Quero muito ter esperança, porque sou uma pessoa otimista e a minha vida tem sido conduzida pelo otimismo. Se não tivesse acreditado no que era possível, não teria feito tudo o que fiz, mas agora estou um pouco triste porque vejo que vai demorar muito tempo até que as coisas mudem na Nicarágua. A nacionalidade é uma coisa artificial, não é um tirano que diz que já não sou nicaraguense. Rasguei o meu passaporte na televisão porque ele não é a minha nacionalidade. Vou continuar a ser nicaraguense, mas agora tenho a vantagem de adotar outras pátrias que me adotam a mim. Por isso, também sou espanhola e também já era italiana, por parte da minha família.

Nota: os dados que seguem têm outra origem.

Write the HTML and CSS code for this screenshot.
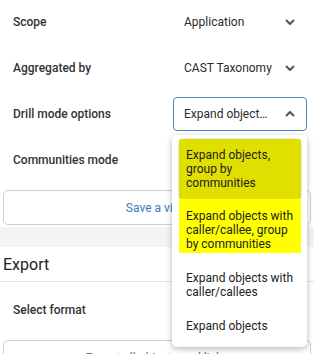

Não espera que o seu país consiga derrubar a ditadura num futuro próximo?
Bem, a surpresa faz parte da vida. Mas é muito claro que, neste momento, não, porque há tanta repressão que a organização que é necessária para derrubar uma ditadura não é possível.
 
«Não é um tirano que diz que já não sou nicaraguense. Vou continuar a sê-lo, mas agora tenho a vantagem de adotar outras pátrias, que me adotam a mim.»
Apesar do exílio, a sua escrita chega a muitos leitores em todo o mundo. Sente que ajuda aqueles que vivem em situações difíceis a encontrarem força para resistir?
Sim, sinto que a literatura é uma fonte de vida, de esperança e de comunidade. Sentimo-nos menos sós quando sabemos que outras pessoas estão a passar por situações [semelhantes às nossas], quando aprendemos como elas estão a lidar com a sua dor e com os seus problemas. Por isso, acredito que há uma espécie de rede que nos une a todos.

Qual foi a coisa mais bonita que os leitores já lhe disseram?
Que a minha poesia mudou as suas vidas. Acho sempre tremendo quando as pessoas me dizem isso, e já mo disseram muitas vezes, em todo o mundo.

Como se sentiu quando recebeu o Prémio Reina Sofía de Poesia Iberoamericana, sobretudo neste momento da sua vida?
Foi como um enorme abraço de vida, depois de tudo o que me estava a acontecer, do facto de ter tido de deixar o meu país e de me instalar num novo lugar. Apercebemo-nos de que não somos uma nação, de todo. Senti que estava a transcender a minha nacionalidade, que me estava a transcender a mim própria, e que isso é um dom da poesia também.

Hoje, sente-se livre, apesar de tudo?
A poesia é como uma coisa mágica que nos acontece, quando nos sentimos completamente livres. Não é verdade que só nos sentiríamos livres se pudéssemos estar no nosso país. Eu sinto-me livre, sou livre mesmo que não tenha nada.
 
«Receber o Prémio Reina Sofía foi como um abraço da vida. Senti que estava a transcender a minha nacionalidade, e a mim própria, e isso é também um dom da poesia.»
O que é mais importante para si?
É ter a possibilidade de me manter com um centro, para poder dar. Tento ter a tranquilidade, a sensação de paz, e trato de ser feliz. Acredito que a felicidade é um estado de espírito e que quando se é feliz se consegue fazer os outros felizes. Não se pode dar o que não se tem. Para me sentir forte, para enfrentar os problemas, para cuidar dos meus filhos, preciso de ser feliz, de me sentir bem. Então tenho a sorte de me sentir bem, muito frequentemente.

O que lhe falta fazer?
Muitas coisas. Preciso de escrever mais, ir ao Egipto, ir à Grécia, conhecer. Preciso de ver os meus filhos crescerem. Mas não preciso de muita coisa. Precisava de ver a Nicarágua livre, mas ainda não tenho isso. Não quero empenhar a minha felicidade nisso, porque não sei se a vou ver. O desejo é maior do que a realidade.